Совершенно неважно, что мы знаем, что Атеос - это просто название пустоты. Мы все равно воспринимаем субстанцию, скрывающуюся за именем Атеос, просто так мы запрограммированы воспринимать окружающую среду, и, более того, эта субстанция необычайно продуктивна и функциональна для наших органов чувств. В конце XVIII века Иоганн Вольфганг фон Гете, великий немецкий классик, утверждает, что природа субъекта состоит в том, чтобы сохранять для себя неясность. Субъект должен ощущать себя невероятно маленьким, когда он оказывается лицом к лицу с безмерным бытием. И именно эта пугающая ничтожность перед лицом безмерного существования порождает в молодом субъекте именно психотическую компенсаторную реакцию, которая впоследствии является его двигателем на протяжении всей жизни, его конституционной ложью, как выражается Славой Жижек. Так что если кому и удается уловить синтетическое кредо отношения субъекта к окружающему миру, так это Гете. Атеос живет, процветает и производит субъективность в этой безвестности.

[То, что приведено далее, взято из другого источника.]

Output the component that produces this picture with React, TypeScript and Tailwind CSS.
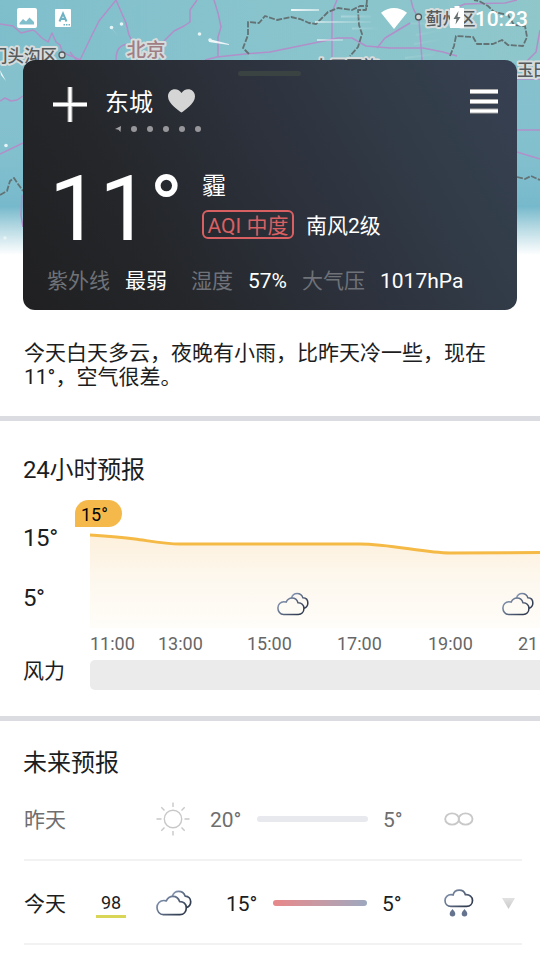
import React from 'react';

const FONT = "font-[Roboto,'Noto_Sans_CJK_SC',sans-serif]";

/** 云图标的渐变描边 */
const CloudGradient: React.FC<{ id: string }> = ({ id }) => (
  <defs>
    <linearGradient id={id} x1="0" y1="0" x2="1" y2="0.6">
      <stop offset="0" stopColor="#8c9dbb" />
      <stop offset="1" stopColor="#333e52" />
    </linearGradient>
  </defs>
);

/** 多云图标 */
const CloudyIcon: React.FC<{ id: string; className: string }> = ({ id, className }) => (
  <svg viewBox="0 0 36 26" className={className} fill="none" strokeWidth="1.7" strokeLinejoin="round">
    <CloudGradient id={id} />
    <path
      d="M16.3 6.3C17.3 3 19.7 1.3 22.6 1.3c3.2 0 5.6 1.9 6.5 4.8 3.5.2 5.6 2.7 5.6 5.7 0 3.1-1.9 5.2-4.5 5.9"
      stroke={`url(#${id})`}
    />
    <path
      d="M7.3 24.7C3.6 24.7 1 21.3 1 17.6c0-4.1 3-7.1 6.8-7.1 1 0 1.7.1 2.5.4 1.3-2.9 3.7-4.6 6.6-4.6 3.3 0 5.8 2.2 6.7 5.3 3.9-.2 6.7 2.5 6.7 6.1 0 4.1-2.6 7-6.4 7z"
      stroke={`url(#${id})`}
    />
  </svg>
);

/** 小雨图标 */
const RainIcon: React.FC = () => (
  <svg viewBox="0 0 30 28" className="h-7 w-[30px]" fill="none">
    <CloudGradient id="rain" />
    <path
      d="M7 17.3C3.3 17.3 1 14.6 1 11.4 1 8.1 3.7 5.6 7 5.6c.8 0 1.4.1 2.1.3C9.8 3 12.1 1.1 15.3 1.1c3.1 0 5.4 1.9 6.1 4.6 4.2-.4 7.1 2.2 7.1 5.7 0 3.3-2.4 5.900-5.900 5.900z"
      stroke="url(#rain)"
      strokeWidth="1.700"
    />
    <path d="M8.500 20c1.700 2 2.800 3.300 2.800 4.800a2.800 2.600 0 0 1-5.600 0c0-1.500 1.100-2.800 2.800-4.800zM20.500 20c1.700 2 2.800 3.300 2.800 4.800a2.800 2.600 0 0 1-5.600 0c0-1.500 1.100-2.800 2.800-4.800z" fill="#65738f" />
  </svg>
);

/** 晴天图标 */
const SunIcon: React.FC = () => (
  <svg viewBox="0 0 34 34" className="size-[34px]" fill="none" stroke="#c8c8c8" strokeWidth="1.4">
    <circle cx="17" cy="17" r="8.700" />
    <path d="M17 .5v4.500M17 29v4.500M.5 17H5.500M28.500 17h5M5.300 5.300l3.200 3.200M25.500 25.500l3.200 3.200M5.300 28.700l3.200-3.200M25.500 8.500l3.200-3.200" />
  </svg>
);

/** 霾图标 */
const HazeIcon: React.FC = () => (
  <svg viewBox="0 0 30 14" className="h-3.5 w-[30px]" fill="none" stroke="#c8c8c8" strokeWidth="1.900">
    <ellipse cx="8.100" cy="7" rx="6.900" ry="5.600" />
    <ellipse cx="21.600" cy="7" rx="6.900" ry="5.600" />
  </svg>
);

/** 顶部的地图背景 */
const MapBackground: React.FC = () => (
  <svg viewBox="0 0 540 255" className="absolute inset-x-0 top-0 h-[255px] w-full">
    <defs>
      <linearGradient id="sea" x1="0" y1="0" x2="0" y2="1">
        <stop offset="0" stopColor="#87c1cc" />
        <stop offset="0.6" stopColor="#83c0ce" />
        <stop offset="0.81" stopColor="#77b9cc" />
        <stop offset="0.9" stopColor="#bbdce5" />
        <stop offset="1" stopColor="#ffffff" />
      </linearGradient>
      <linearGradient id="land" x1="0" y1="0" x2="1" y2="0">
        <stop offset="0" stopColor="#7bbdcb" stopOpacity="0.7" />
        <stop offset="0.5" stopColor="#8ac6cd" stopOpacity="0.6" />
        <stop offset="1" stopColor="#92c9ca" stopOpacity="0.7" />
      </linearGradient>
      <linearGradient id="streak" x1="0" y1="0" x2="1" y2="0">
        <stop offset="0" stopColor="#fff" stopOpacity="0.9" />
        <stop offset="0.4" stopColor="#fff" stopOpacity="0.4" />
        <stop offset="1" stopColor="#fff" stopOpacity="0" />
      </linearGradient>
    </defs>
    <rect width="540" height="255" fill="url(#sea)" />
    <rect width="540" height="62" fill="url(#land)" />
    <g fill="none" stroke="#b18fc9" strokeWidth="1.5" strokeLinejoin="round">
      <path d="M0 24l13 2 8 7 12-3 3 2 6 6 6 4 4-9 4 9 4 3 2 6 6 4 6 2 6 3 12-25 7-14 22-27" />
      <path d="M116 0l10 23 3 12 4 8M116 60c0-12 5-15 12-16M164 41l10-10 10-5 6-4v-12l7-10M214 0l4 13 3 14-3 10 0 20" />
      <path d="M70 52l8 10M205 60l12-3 28-3 25-2 44-9 24-5h14l14 8 24 2h33l20 4 14 4" />
      <path d="M337 0l-5 12v45M377 48l8-10 25-15M411 0l2 8 6 12 3 40M450 10l15-6 40-1 12-3M540 30l-4 22-11 11M0 101l5-3 6 3 6-1 6-4M0 154l23-11M22 195l-1 20 2 12M517 79h23M517 130h23M517 152l23 7" />
    </g>
    <g fill="none" stroke="#637274" strokeWidth="1.8" strokeDasharray="6 1.5" strokeLinejoin="round">
      <path d="M249 54l-6-6 5-13v-13l11 1 6-7 12 4 14-3 9 2 9 4 7 1 12-12 10-4 14 2 8-4 8 0" />
      <path d="M367 0l-1 10h-8l1 15 3 9-4 13-8 9M450 56l4-10 2-10 17 1 4 7h16l9-4 6 5 15 1 4-9-2-11-11-1-6-10-14-3-6-6-9-5-5-1M0 195l7-4 3-10 4-3 4 6 5 7M517 177l8 2 6-3 9 4" />
    </g>
    <g fill="url(#streak)">
      <path d="M291 9h28v2h-28zM315 21h26v2h-26zM341 15.500h30v2h-30zM341 21h30v2h-30zM352 27.500h28v2h-28zM317 39h26v2h-26z" />
      <path d="M416 34l28-5v2l-28 5zM414 43l30-5v2l-30 5zM405 57l30-4v2l-30 4zM411 22.500h16v2h-16zM209 39l20 5v1l-20-3z" />
      <path d="M110 26l9 11-7-8zM121 23l10 9-8-7zM0 70l6 11-5-6zM248 54l22 3v3h-21z" />
    </g>
    <g fill="#e6f4f6">
      <circle cx="111.500" cy="27.500" r="1.800" />
      <circle cx="121.500" cy="24" r="1.800" />
      <circle cx="199.500" cy="34" r="1.800" />
      <circle cx="210" cy="40" r="1.800" />
      <circle cx="6" cy="145.500" r="1.800" />
      <circle cx="5" cy="238" r="1.800" />
    </g>
    <g
      className={FONT}
      fill="#555b5d"
      stroke="#d6dcdc"
      strokeWidth="4"
      strokeLinejoin="round"
      paintOrder="stroke"
      fontWeight="500"
    >
      <text x="-9" y="62" fontSize="16.500">门头沟区</text>
      <text x="126.500" y="56.500" fontSize="19.500" fill="#a07e84">北京</text>
      <text x="426" y="24.500" fontSize="16.500">蓟州区</text>
      <text x="313" y="73" fontSize="16.500">大厂回族</text>
      <text x="517" y="76" fontSize="16.500">玉田</text>
    </g>
    <circle cx="62" cy="55" r="3" fill="#d6dcdc" stroke="#555b5d" strokeWidth="1.300" />
    <circle cx="418.500" cy="17" r="3" fill="#d6dcdc" stroke="#555b5d" strokeWidth="1.300" />
  </svg>
);

/** 系统状态栏 */
const StatusBar: React.FC = () => (
  <div className="relative flex h-9 items-center pr-3 pl-[17px] text-white">
    <svg viewBox="0 0 20 20" className="size-5">
      <path fillRule="evenodd" fill="#fff" d="M2 0h16a2 2 0 0 1 2 2v16a2 2 0 0 1-2 2H2a2 2 0 0 1-2-2V2a2 2 0 0 1 2-2zM2.500 16.500h14.500v-2.500l-4.500-4.500-3.500 4-3-2.500-3.500 4z" />
    </svg>
    <svg viewBox="0 0 16 18" className="ml-[18px] h-[18px] w-4">
      <rect width="16" height="18" rx="1" fill="#fff" />
      <path d="M4.500 12.500L8 4.500l3.500 8M5.700 10h4.600" fill="none" stroke="#6fb2c3" strokeWidth="2" />
      <path d="M8.500 15h1.500v1.500H8.500zM11 15h1.500v1.500H11zM13.500 15H15v1.500h-1.500z" fill="#6fb2c3" />
    </svg>
    <svg viewBox="0 0 26 21" className="mr-[43px] ml-auto h-[21px] w-[26px]">
      <path d="M0 4.800C7.800-1.500 18.200-1.500 26 4.800L13 21z" fill="#fff" />
    </svg>
    <svg viewBox="0 0 14 22" className="mb-0.5 h-[22px] w-3.5">
      <path d="M4.500 0h5v2H14v20H0V2h4.500z" fill="#fff" />
      <path d="M8.500 5L3.500 13h3l-1 5.500L10.500 11h-3z" fill="#666e70" />
    </svg>
    <span className="ml-[11px] pt-0.5 text-[21px] leading-6 font-medium">10:23</span>
  </div>
);

const DETAILS = [
  { label: '紫外线', value: '最弱', labelClass: 'w-[78px]', valueClass: 'w-[66px]' },
  { label: '湿度', value: '57%', labelClass: 'w-[57px]', valueClass: 'w-[54px]' },
  { label: '大气压', value: '1017hPa', labelClass: 'w-[78px]', valueClass: '' },
];

/** 当前天气卡片 */
const CurrentCard: React.FC = () => (
  <section className="relative mx-[23px] mt-6 flex h-[250px] flex-col rounded-xl bg-[linear-gradient(60deg,#202022_0%,#242629_25%,#2d323d_55%,#323d49_80%,#374052_100%)] text-white">
    <div className="mt-[11px] ml-[215px] h-[5px] w-[63px] rounded-full bg-[#3b4242]" />
    <div className="flex h-12 items-center pr-[19px] pl-[30px]">
      <svg viewBox="0 0 34 35" className="mt-2 h-[35px] w-[34px]">
        <path d="M17 0v35M0 17.500h34" stroke="#999" strokeWidth="5" />
        <path d="M17 0v35M0 17.500h34" stroke="#fff" strokeWidth="3" />
      </svg>
      <h1 className="ml-[18px] pt-1.5 text-2xl leading-7">东城</h1>
      <svg viewBox="0 0 27 24" className="mt-0.5 ml-[15px] h-6 w-[27px]">
        <path d="M13.500 23.500C11 22 0 14.500 0 7.500 0 3 3.200.3 7 .3c2.700 0 5 1.400 6.500 3.700C15 1.700 17.300.3 20 .3c3.800 0 7 2.700 7 7.200 0 7-11 14.500-13.500 16z" fill="#d5d5d5" />
      </svg>
      <svg viewBox="0 0 28 25" className="mt-0.5 ml-auto h-[25px] w-7">
        <path d="M0 2.500h28M0 12.500h28M0 22h28" stroke="#aaa" strokeWidth="5" />
        <path d="M0 2.500h28M0 12.500h28M0 22h28" stroke="#fff" strokeWidth="3" />
      </svg>
    </div>
    <div className="ml-[92px] flex h-2.5 items-center gap-2.5">
      <svg viewBox="0 0 6 6" className="size-1.5">
        <path d="M0 3L6 0 5.500 6 3.500 3.800z" fill="#a3a3a6" />
      </svg>
      {[0, 1, 2, 3, 4].map((dot) => (
        <span key={dot} className="size-1.5 rounded-full bg-[#97979b]" />
      ))}
    </div>
    <div className="ml-[26px] flex h-[118px] items-start">
      <div className="mt-[22px] w-[153px] text-[91px] leading-[107px] tracking-[-1px]">11°</div>
      <div className="mt-[38px] flex flex-col">
        <span className="text-2xl leading-7">霾</span>
        <div className="mt-2.5 flex items-center">
          <span className="flex h-[29px] w-[92px] items-center justify-center rounded-md border-2 border-[#d96062] pt-0.5 text-[21px] leading-6 text-[#d96062]">
            AQI 中度
          </span>
          <span className="ml-3 pt-0.5 text-[21px] leading-6">南风2级</span>
        </div>
      </div>
    </div>
    <div className="mt-4 ml-6 flex text-[21px] leading-[26px]">
      {DETAILS.map((item) => (
        <React.Fragment key={item.label}>
          <span className={`${item.labelClass} text-[#6f7278]`}>{item.label}</span>
          <span className={item.valueClass}>{item.value}</span>
        </React.Fragment>
      ))}
    </div>
  </section>
);

const HOURS = [
  { time: '11:00', className: 'w-[68px]' },
  { time: '13:00', className: 'w-[89px]' },
  { time: '15:00', className: 'w-[90px]' },
  { time: '17:00', className: 'w-[91px]' },
  { time: '19:00', className: 'w-[90px]' },
  { time: '21', className: 'w-[22px]' },
];

/** 24小时预报 */
const HourlyForecast: React.FC = () => (
  <section className="h-[295px]">
    <h2 className="pt-[33px] pl-[23px] text-2xl leading-8 tracking-[-0.2px]">24小时预报</h2>
    <div className="flex pt-3.5">
      <div className="flex w-[90px] shrink-0 flex-col pl-[23px] text-2xl leading-7 tracking-[-0.4px]">
        <span className="mt-6">15°</span>
        <span className="mt-8">5°</span>
        <span className="mt-[45px] text-[21px] tracking-normal">风力</span>
      </div>
      <div className="relative w-[450px] shrink-0 overflow-x-clip overflow-y-visible">
        <svg viewBox="0 0 450 128" className="block h-32 w-[450px]">
          <defs>
            <linearGradient id="area" x1="0" y1="35" x2="0" y2="128" gradientUnits="userSpaceOnUse">
              <stop offset="0" stopColor="#fdf0dc" />
              <stop offset="0.5" stopColor="#fdf8ef" />
              <stop offset="1" stopColor="#fffdf9" />
            </linearGradient>
          </defs>
          <path d="M0 35c15 1 30 2 45 4S75 44 90 44h180c30 0 65 9 90 9s60-.5 90-.5V128H0z" fill="url(#area)" />
          <path d="M0 35c15 1 30 2 45 4S75 44 90 44h180c30 0 65 9 90 9s60-.5 90-.5" fill="none" stroke="#f5b945" strokeWidth="3" />
        </svg>
        <CloudyIcon id="cloud-15" className="absolute top-[92px] left-[187px] h-6 w-8" />
        <CloudyIcon id="cloud-20" className="absolute top-[92px] left-[412px] h-6 w-8" />
        <div className="mt-1 flex overflow-hidden text-lg leading-6 text-[#666]">
          {HOURS.map((hour) => (
            <span key={hour.time} className={`${hour.className} shrink-0`}>
              {hour.time}
            </span>
          ))}
        </div>
        <div className="mt-1 h-[30px] rounded-l-[5px] bg-[#ebebeb]" />
      </div>
      {/* 当前温度气泡 */}
      <span className="absolute left-[75px] flex h-[27px] w-[47px] items-center rounded-[14px] rounded-bl-none bg-[#f5b94b] pt-0.5 pl-1.5 text-lg leading-6 text-[#050505]">
        15°
      </span>
    </div>
  </section>
);

/** 未来预报 */
const DailyForecast: React.FC = () => (
  <section>
    <h2 className="pt-[26px] pl-[23px] text-2xl leading-8">未来预报</h2>
    <div className="mr-[18px] ml-6 text-[21px] leading-6">
      <div className="flex h-[82px] items-center border-b-2 border-[#f2f2f2] text-[#6e6e6e]">
        <span className="w-[132px] pt-0.5">昨天</span>
        <SunIcon />
        <span className="ml-5 w-[47px] pt-0.5">20°</span>
        <span className="h-1.5 w-[111px] rounded-full bg-[#e8e9ef]" />
        <span className="ml-[15px] w-[61px] pt-0.5">5°</span>
        <HazeIcon />
      </div>
      <div className="flex h-[84px] items-center border-b-2 border-[#f2f2f2] pt-0.5">
        <span className="w-[72px] pt-0.5">今天</span>
        <span className="mt-0.5 w-[30px] border-b-3 border-[#d9d657] text-center text-lg leading-6">98</span>
        <CloudyIcon id="cloud-today" className="ml-[30px] h-[26px] w-9" />
        <span className="ml-[34px] w-[47px] pt-0.5">15°</span>
        <span className="h-1.5 w-[94px] rounded-full bg-linear-to-r from-[#e88789] to-[#9ca8bf]" />
        <span className="ml-[15px] w-[62px] pt-0.5">5°</span>
        <RainIcon />
        <svg viewBox="0 0 13 11" className="ml-7 h-[11px] w-[13px]">
          <defs>
            <linearGradient id="arrow" x1="0" y1="0" x2="0" y2="1">
              <stop offset="0" stopColor="#e2e2e2" />
              <stop offset="1" stopColor="#c9c9c9" />
            </linearGradient>
          </defs>
          <path d="M0 0h13L6.500 11z" fill="url(#arrow)" />
        </svg>
      </div>
    </div>
  </section>
);

export default function App() {
  return (
    <main className={`relative h-[960px] w-[540px] overflow-hidden bg-white text-[#1c1d1e] ${FONT}`}>
      <MapBackground />
      <StatusBar />
      <CurrentCard />
      <p className="h-[106px] pt-[31px] pr-8 pl-6 text-[21px] leading-6">
        今天白天多云，夜晚有小雨，比昨天冷一些，现在11°，空气很差。
      </p>
      <div className="h-[5px] bg-[#dbdce1]" />
      <HourlyForecast />
      <div className="h-[5px] bg-[#dbdce1]" />
      <DailyForecast />
    </main>
  );
}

Это означает, что последующая интеллектуализация предшествующего эмоционального опыта с необходимостью должна быть построена на основе иллюзии. На самом деле внутри актуального опыта всегда должно быть что-то, что в нем есть; что-то, что де-факто переживает то, что переживает. И, согласно интуитивным рассуждениям, которые следуют по пятам за Декартом, это нечто - эго. Таким образом, вполне резонно спросить себя, почему люди сегодня боятся, испытывают дискомфорт с или откровенно смущаются, говоря об идее Бога, в то время как они должны бояться, испытывать дискомфорт или смущаться, говоря об эго и его существовании. Следовательно, синтетизм также подразумевает успешную попытку реанимации только что объявленного мертвым эго; оно продолжает жить, переосмысливается и оказывается полезным на тех же условиях, которые применяются к идее Бога.